[start RECORDED DATA]

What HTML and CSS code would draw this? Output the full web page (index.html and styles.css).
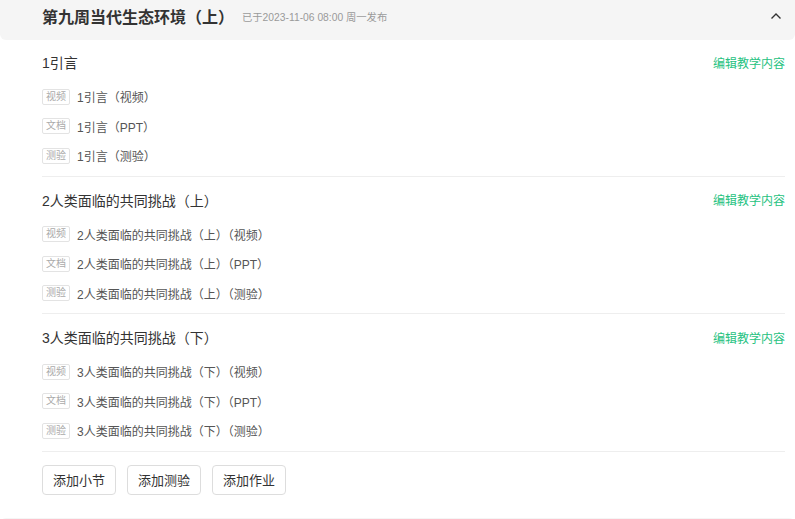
FILE: index.html
```html
<!DOCTYPE html>
<html lang="zh-CN">
<head>
  <meta charset="UTF-8">
  <meta name="viewport" content="width=device-width, initial-scale=1.0">
  <title>课程目录</title>
  <link rel="stylesheet" href="styles.css">
</head>
<body>
  <div class="chapter-list">
    <div class="chapter">
      <div class="chapter-header">
        <h2 class="chapter-title">第九周当代生态环境（上）</h2>
        <span class="publish-info">已于2023-11-06 08:00 周一发布</span>
        <svg class="toggle" width="12" height="8" viewBox="0 0 12 8">
          <path d="M1.5 6.5 L6 2 L10.5 6.5" fill="none" stroke="#333" stroke-width="1.4"/>
        </svg>
      </div>

      <div class="chapter-body">
        <div class="section">
          <div class="section-head">
            <span class="section-title">1引言</span>
            <a class="edit-link" href="#">编辑教学内容</a>
          </div>
          <ul class="items">
            <li><span class="tag">视频</span>1引言（视频）</li>
            <li><span class="tag">文档</span>1引言（PPT）</li>
            <li><span class="tag">测验</span>1引言（测验）</li>
          </ul>
        </div>

        <div class="section">
          <div class="section-head">
            <span class="section-title">2人类面临的共同挑战（上）</span>
            <a class="edit-link" href="#">编辑教学内容</a>
          </div>
          <ul class="items">
            <li><span class="tag">视频</span>2人类面临的共同挑战（上）（视频）</li>
            <li><span class="tag">文档</span>2人类面临的共同挑战（上）（PPT）</li>
            <li><span class="tag">测验</span>2人类面临的共同挑战（上）（测验）</li>
          </ul>
        </div>

        <div class="section">
          <div class="section-head">
            <span class="section-title">3人类面临的共同挑战（下）</span>
            <a class="edit-link" href="#">编辑教学内容</a>
          </div>
          <ul class="items">
            <li><span class="tag">视频</span>3人类面临的共同挑战（下）（视频）</li>
            <li><span class="tag">文档</span>3人类面临的共同挑战（下）（PPT）</li>
            <li><span class="tag">测验</span>3人类面临的共同挑战（下）（测验）</li>
          </ul>
        </div>

        <div class="actions">
          <button class="btn">添加小节</button>
          <button class="btn">添加测验</button>
          <button class="btn">添加作业</button>
        </div>
      </div>
    </div>

    <div class="chapter">
      <div class="chapter-header"></div>
    </div>
  </div>
</body>
</html>
```

FILE: styles.css
```css
* {
  margin: 0;
  padding: 0;
  box-sizing: border-box;
}

body {
  font-family: "Liberation Sans", "Noto Sans CJK SC", sans-serif;
  background: #ffffff;
  color: #333333;
  overflow: hidden;
}

/* list is scrolled a bit, so the first header is cut off at the top */
.chapter-list {
  margin-top: -16px;
  width: 795px;
}

.chapter-header {
  display: flex;
  align-items: center;
  height: 56px;
  padding: 8px 13px 0 42px;
  background: #f5f5f5;
  border-radius: 6px;
}

.chapter-title {
  font-size: 16px;
  font-weight: 700;
  color: #333333;
}

.publish-info {
  margin-left: 8px;
  font-size: 10.3px;
  color: #9a9a9a;
}

.toggle {
  margin-left: auto;
  margin-top: -1px;
}

.chapter-body {
  padding: 0 10px 23px 42px;
}

.section {
  padding: 12px 0 5px;
  border-bottom: 1px solid #eeeeee;
}

.section + .section {
  padding-top: 13px;
}

.section-head {
  display: flex;
  align-items: center;
  justify-content: space-between;
  height: 20px;
  margin-bottom: 10px;
}

.section-title {
  font-size: 14px;
  color: #333333;
}

.edit-link {
  font-size: 12px;
  color: #26c281;
  text-decoration: none;
}

.items {
  list-style: none;
}

.items li {
  display: flex;
  align-items: center;
  height: 29.5px;
  font-size: 12px;
  color: #555555;
}

.tag {
  display: inline-block;
  width: 28px;
  height: 16px;
  line-height: 14px;
  margin-right: 7px;
  border: 1px solid #e3e3e3;
  border-radius: 2px;
  font-size: 10px;
  color: #aaaaaa;
  text-align: center;
}

.actions {
  display: flex;
  gap: 11px;
  padding-top: 13px;
}

.btn {
  width: 74px;
  height: 30px;
  background: #ffffff;
  border: 1px solid #dddddd;
  border-radius: 4px;
  font-family: inherit;
  font-size: 13px;
  color: #333333;
  cursor: pointer;
}
```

[end RECORDED DATA]

▸ SHORT TASK
Copy out all lines where the word "styles" appears.

▸ FINISHED ANSWER
What HTML and CSS code would draw this? Output the full web page (index.html and styles.css).
  <link rel="stylesheet" href="styles.css">
FILE: styles.css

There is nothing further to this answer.